Mechanically, it works by measuring how similar examples are to each other, usually by turning each example into an embedding (a numerical vector that captures its meaning or features) and comparing distances between those vectors. The strategy then selects a subset whose members are far apart from one another, or that draws from each natural cluster in the data. Common implementations use clustering, core-set selection, or density measures that favor typical examples over lone outliers. Many real systems blend diversity with uncertainty: they first narrow to examples the model finds hard, then apply diversity to keep that batch varied.
How It’s Used in Practice
The most common place teams reach for diversity sampling is the cold start of a labeling project — the point where a model has been trained on little or nothing, and confidence scores are not yet trustworthy. Early on, uncertainty signals are noisy, so picking examples by how different they are from each other is a more reliable way to get broad coverage fast. Teams building a custom classifier or fine-tuning a model on a tight annotation budget use it to choose that crucial first batch, then switch to a mix of diversity and uncertainty as the model matures.

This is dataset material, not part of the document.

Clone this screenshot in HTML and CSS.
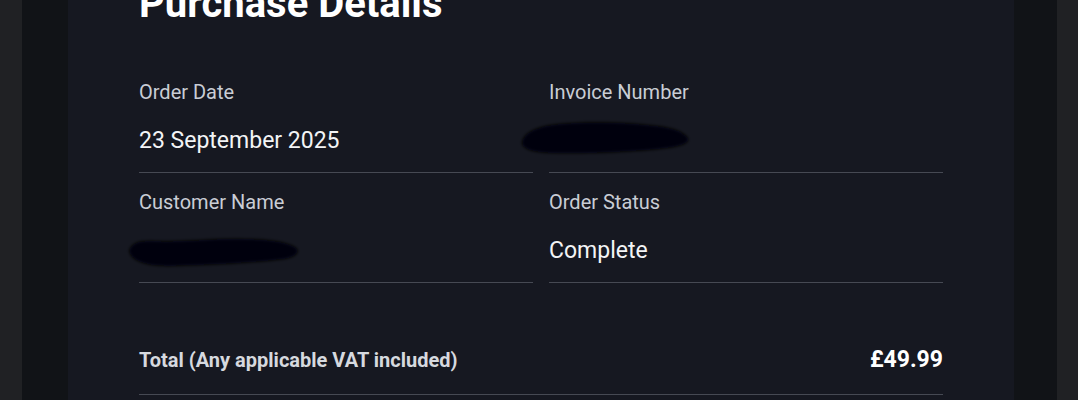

You will also see it inside active learning tools and data labeling platforms, where each round of human annotation feeds back into the next selection. Diversity sampling keeps those rounds from sending annotators wave after wave of look-alike examples, which is both wasteful and demoralizing for the people doing the labeling.
Pro Tip: Run diversity sampling on embeddings, not raw inputs. Comparing examples in a meaningful vector space catches near-duplicates that look different on the surface but teach the model the same thing — exactly the redundancy you are trying to avoid.
When to Use / When Not
| Scenario | Use | Avoid |
|---|---|---|
| Cold start: no labels yet, choosing the first batch to annotate | ✅ | |
| You only care about the single hardest decision-boundary case | ❌ | |
| Data has many redundant or duplicated examples | ✅ | |
| Labeling budget is tight and every annotation must count | ✅ | |
| Dataset is already small and evenly varied | ❌ | |
| Building a balanced training set across many sub-groups | ✅ |
Common Misconception
Myth: Diversity sampling and uncertainty sampling are rival methods, and you should pick the better one. Reality: They optimize for different things and work best together. Uncertainty finds the hardest examples; diversity makes sure that batch is not all variations of the same hard example. Used alone, uncertainty sampling tends to fixate on redundant outliers, and pure diversity can spend effort on easy cases the model already handles. The strongest active learning setups combine both.
One Sentence to Remember
Diversity sampling spends your labeling budget on examples that are different from each other, so a model learns the full shape of your data instead of the same lesson repeated — pair it with uncertainty sampling rather than choosing between them.
FAQ
Q: What is the difference between diversity sampling and uncertainty sampling? A: Uncertainty sampling picks examples a model is least confident about. Diversity sampling picks examples that differ from each other to cover the whole dataset. They target different goals and are often combined.
Q: When should I use diversity sampling? A: Use it at the cold start of a labeling project, when confidence scores are unreliable, or whenever your data holds many redundant examples. It ensures a tight annotation budget buys broad coverage instead of repetition.
Q: Does diversity sampling need embeddings? A: Not strictly, but it works far better on them. Embeddings let the method measure true similarity between examples and spot near-duplicates that look different on the surface, which is what makes the selected batch genuinely varied.
Expert Takes
Uncertainty sampling asks one question: where is the model least confident? Diversity sampling asks a different one: which examples represent the data as a whole? The two optimize for separate things. Confidence finds the hardest cases; diversity finds the widest coverage. A model trained only on hard cases learns a distorted slice of reality. Coverage is not a luxury here. It is what keeps the sample honest.
Treat your labeling budget as a spec with a hard constraint: limited annotations, maximum signal. Diversity sampling is the selection rule that satisfies it. Instead of letting the model keep requesting near-identical edge cases, you make coverage an explicit requirement. The fix is structural — measure similarity, then enforce spread across the batch. Define that rule once and your annotation rounds stop burning effort on redundancy.
Labeling is one of the largest hidden costs in any machine learning project, and much of it gets spent twice on the same kind of example. Diversity sampling is how teams stop paying that tax. The market has shifted toward smaller, sharper datasets over brute-force scale. Picking varied examples up front means fewer annotation rounds, faster iteration, and a model that ships sooner. That is a budget decision, not only a technical one.
Diversity in sampling sounds neutral, but someone decides what counts as different. If your similarity measure was built on a skewed dataset, it will call underrepresented cases redundant and quietly drop them. Who notices the voices that never made it into the sample? Coverage of the data you have is not the same as coverage of the world. The method is sound. The blind spot sits in what you measured before you started.